_Recorded information:_

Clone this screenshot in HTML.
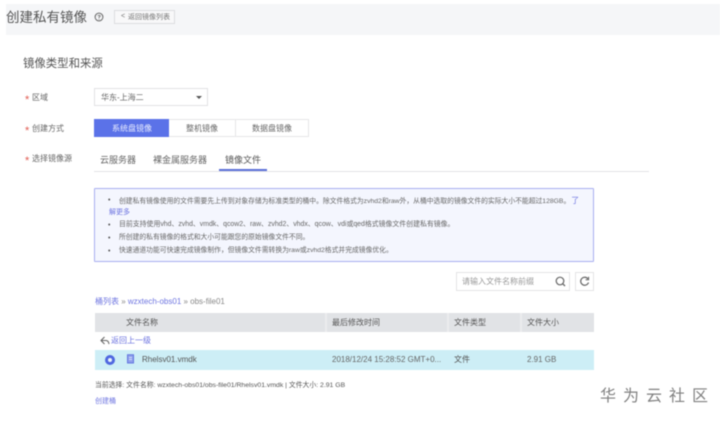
<!DOCTYPE html>
<html><head><meta charset="utf-8">
<style>
html,body{margin:0;padding:0;background:#fff}
body{width:720px;height:421px;position:relative;overflow:hidden;font-family:"Liberation Sans","Noto Sans CJK SC",sans-serif;color:#555}
#w{position:absolute;left:0;top:0;width:720px;height:421px;filter:blur(.55px)}
.a{position:absolute;white-space:nowrap;line-height:1}
.b{position:absolute;box-sizing:border-box}
.l{color:#6d74e0}
.s{color:#e0584e;font-size:11px}
</style></head><body>
<div id="w">
<div class="b" style="left:6px;top:4px;width:714px;height:31px;background:#f5f6f8"></div>
<div class="a" style="left:6px;top:11px;font-size:13.5px;color:#555">创建私有镜像</div>
<svg class="b" style="left:94px;top:12px" width="10" height="10" viewBox="0 0 10 10"><circle cx="5" cy="5" r="3.9" fill="none" stroke="#666" stroke-width="1"/><path d="M3.8 4Q5 2.6 6.2 3.8Q6.2 4.8 5 5.2V6M5 6.8V7.5" fill="none" stroke="#666" stroke-width=".8"/></svg>
<div class="b" style="left:114px;top:10px;width:61px;height:14px;border:1px solid #dcdde0;background:#f8f8f9"></div>
<div class="a" style="left:121px;top:13px;font-size:7px;color:#777">&lt;</div>
<div class="a" style="left:128px;top:13.5px;font-size:7px;color:#777">返回镜像列表</div>

<div class="a" style="left:23px;top:59px;font-size:11.4px;color:#555">镜像类型和来源</div>

<div class="a s" style="left:25px;top:95px">*</div>
<div class="a" style="left:32px;top:94px;font-size:8px;color:#666">区域</div>
<div class="b" style="left:94px;top:88px;width:114px;height:18px;border:1px solid #e2e2e4;background:#fff"></div>
<div class="a" style="left:101px;top:94px;font-size:8px;color:#666">华东-上海二</div>
<div class="b" style="left:196px;top:96px;width:0;height:0;border-left:3px solid transparent;border-right:3px solid transparent;border-top:3px solid #555"></div>

<div class="a s" style="left:25px;top:126px">*</div>
<div class="a" style="left:32px;top:125px;font-size:8px;color:#666">创建方式</div>
<div class="b" style="left:94px;top:119px;width:75px;height:18px;background:#5b72e8"></div>
<div class="a" style="left:112px;top:125px;font-size:8px;color:#e8ecff">系统盘镜像</div>
<div class="b" style="left:169px;top:119px;width:140px;height:18px;border:1px solid #e6e6e8;border-left:0"></div>
<div class="b" style="left:235px;top:119px;width:1px;height:18px;background:#e6e6e8"></div>
<div class="a" style="left:186px;top:125px;font-size:8px;color:#666">整机镜像</div>
<div class="a" style="left:252px;top:125px;font-size:8px;color:#666">数据盘镜像</div>

<div class="a s" style="left:25px;top:156px">*</div>
<div class="a" style="left:32px;top:155px;font-size:8px;color:#666">选择镜像源</div>
<div class="a" style="left:100px;top:156px;font-size:9px;color:#666">云服务器</div>
<div class="a" style="left:153px;top:156px;font-size:9px;color:#666">裸金属服务器</div>
<div class="a" style="left:225px;top:156px;font-size:9px;color:#555">镜像文件</div>
<div class="b" style="left:94px;top:171px;width:555px;height:1px;background:#e3e3e6"></div>
<div class="b" style="left:219px;top:169px;width:48px;height:2px;background:#5b6fd8"></div>

<div class="b" style="left:94px;top:188px;width:500px;height:74px;background:#f4f6fe;border:1px solid #a9aff0;border-radius:1px"></div>
<div class="a" style="left:108px;top:197px;font-size:7px;color:#555">•</div>
<div class="a" style="left:119px;top:196.5px;font-size:6.8px;color:#666">创建私有镜像使用的文件需要先上传到对象存储为标准类型的桶中。除文件格式为zvhd2和raw外，从桶中选取的镜像文件的实际大小不能超过128GB。<span class="l" style="font-size:8px;margin-left:1px">了</span></div>
<div class="a l" style="left:109px;top:209px;font-size:7px">解更多</div>
<div class="a" style="left:108px;top:222px;font-size:7px;color:#555">•</div>
<div class="a" style="left:119px;top:222px;font-size:6.9px;color:#666;word-spacing:.5px">目前支持使用vhd、zvhd、vmdk、qcow2、raw、zvhd2、vhdx、qcow、vdi或qed格式镜像文件创建私有镜像。</div>
<div class="a" style="left:108px;top:235px;font-size:7px;color:#555">•</div>
<div class="a" style="left:119px;top:235px;font-size:6.8px;color:#666">所创建的私有镜像的格式和大小可能跟您的原始镜像文件不同。</div>
<div class="a" style="left:108px;top:248px;font-size:7px;color:#555">•</div>
<div class="a" style="left:119px;top:247.5px;font-size:6.8px;color:#666">快速通道功能可快速完成镜像制作，但镜像文件需转换为raw或zvhd2格式并完成镜像优化。</div>

<div class="b" style="left:456px;top:272px;width:114px;height:19px;border:1px solid #e4e4e6;background:#fff"></div>
<div class="a" style="left:462px;top:278px;font-size:8px;color:#999">请输入文件名称前缀</div>
<svg class="b" style="left:554px;top:275px" width="13" height="13" viewBox="0 0 13 13"><circle cx="6" cy="6" r="3.8" fill="none" stroke="#666" stroke-width="1.2"/><path d="M8.8 8.8L11 11" stroke="#666" stroke-width="1.3"/></svg>
<div class="b" style="left:575px;top:272px;width:19px;height:19px;border:1px solid #e4e4e6;background:#fff"></div>
<svg class="b" style="left:578px;top:275px" width="13" height="13" viewBox="0 0 13 13"><path d="M10 4A4 4 0 1 0 10.5 7.5" fill="none" stroke="#666" stroke-width="1.2"/><path d="M10.6 1.8V4.8H7.6" fill="none" stroke="#666" stroke-width="1"/></svg>

<div class="a" style="left:95px;top:298px;font-size:8px;color:#888"><span class="l">桶列表</span> » <span class="l">wzxtech-obs01</span> » obs-file01</div>

<div class="b" style="left:95px;top:313px;width:499px;height:19px;background:#e1e3e6"></div>
<div class="b" style="left:325px;top:313px;width:2px;height:19px;background:#ebecee"></div>
<div class="b" style="left:447px;top:313px;width:2px;height:19px;background:#ebecee"></div>
<div class="b" style="left:520px;top:313px;width:2px;height:19px;background:#ebecee"></div>
<div class="a" style="left:126px;top:319px;font-size:8px;color:#555">文件名称</div>
<div class="a" style="left:332px;top:319px;font-size:8px;color:#555">最后修改时间</div>
<div class="a" style="left:454px;top:319px;font-size:8px;color:#555">文件类型</div>
<div class="a" style="left:527px;top:319px;font-size:8px;color:#555">文件大小</div>

<svg class="b" style="left:100px;top:336px" width="10" height="9" viewBox="0 0 10 9"><path d="M4.5 1L1 4.5L4.5 8M1.5 4.5H6Q8.5 4.5 9 8" fill="none" stroke="#666" stroke-width="1.1"/></svg>
<div class="a l" style="left:111px;top:337px;font-size:8px">返回上一级</div>

<div class="b" style="left:95px;top:350px;width:499px;height:20px;background:#cdeef6"></div>
<div class="b" style="left:105px;top:355px;width:10px;height:10px;border-radius:50%;border:3px solid #4f67e0;background:#e8f4fb"></div>
<svg class="b" style="left:126px;top:354px" width="9" height="10" viewBox="0 0 9 10"><path d="M1.5 .8H7.5V9H1.5Z" fill="#8fa0ec" stroke="#6577e0" stroke-width="1"/><path d="M3 3.5H6M3 5.5H6" stroke="#e8f0ff" stroke-width=".7"/></svg>
<div class="a" style="left:142px;top:356px;font-size:8px;color:#555">Rhelsv01.vmdk</div>
<div class="a" style="left:332px;top:356px;font-size:8px;color:#666">2018/12/24 15:28:52 GMT+0...</div>
<div class="a" style="left:454px;top:356px;font-size:8px;color:#555">文件</div>
<div class="a" style="left:527px;top:356px;font-size:8px;color:#666">2.91 GB</div>

<div class="a" style="left:95px;top:382.5px;font-size:6.85px;color:#555">当前选择: 文件名称: wzxtech-obs01/obs-file01/Rhelsv01.vmdk | 文件大小: 2.91 GB</div>
<div class="a l" style="left:95px;top:397.5px;font-size:7px">创建桶</div>

<div class="a" style="left:600px;top:389px;font-size:16px;color:#808080;letter-spacing:7px">华为云社区</div>
</div>
</body></html>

_What to do:_
Return only the lines from the start of the data through the line that contains "solid transparent;border-right:3px solid", please, copying them exactly and omitting all pictures.

_Reply:_
Clone this screenshot in HTML.
<!DOCTYPE html>
<html><head><meta charset="utf-8">
<style>
html,body{margin:0;padding:0;background:#fff}
body{width:720px;height:421px;position:relative;overflow:hidden;font-family:"Liberation Sans","Noto Sans CJK SC",sans-serif;color:#555}
#w{position:absolute;left:0;top:0;width:720px;height:421px;filter:blur(.55px)}
.a{position:absolute;white-space:nowrap;line-height:1}
.b{position:absolute;box-sizing:border-box}
.l{color:#6d74e0}
.s{color:#e0584e;font-size:11px}
</style></head><body>
<div id="w">
<div class="b" style="left:6px;top:4px;width:714px;height:31px;background:#f5f6f8"></div>
<div class="a" style="left:6px;top:11px;font-size:13.5px;color:#555">创建私有镜像</div>
<svg class="b" style="left:94px;top:12px" width="10" height="10" viewBox="0 0 10 10"><circle cx="5" cy="5" r="3.9" fill="none" stroke="#666" stroke-width="1"/><path d="M3.8 4Q5 2.6 6.2 3.8Q6.2 4.8 5 5.2V6M5 6.8V7.5" fill="none" stroke="#666" stroke-width=".8"/></svg>
<div class="b" style="left:114px;top:10px;width:61px;height:14px;border:1px solid #dcdde0;background:#f8f8f9"></div>
<div class="a" style="left:121px;top:13px;font-size:7px;color:#777">&lt;</div>
<div class="a" style="left:128px;top:13.5px;font-size:7px;color:#777">返回镜像列表</div>

<div class="a" style="left:23px;top:59px;font-size:11.4px;color:#555">镜像类型和来源</div>

<div class="a s" style="left:25px;top:95px">*</div>
<div class="a" style="left:32px;top:94px;font-size:8px;color:#666">区域</div>
<div class="b" style="left:94px;top:88px;width:114px;height:18px;border:1px solid #e2e2e4;background:#fff"></div>
<div class="a" style="left:101px;top:94px;font-size:8px;color:#666">华东-上海二</div>
<div class="b" style="left:196px;top:96px;width:0;height:0;border-left:3px solid transparent;border-right:3px solid transparent;border-top:3px solid #555"></div>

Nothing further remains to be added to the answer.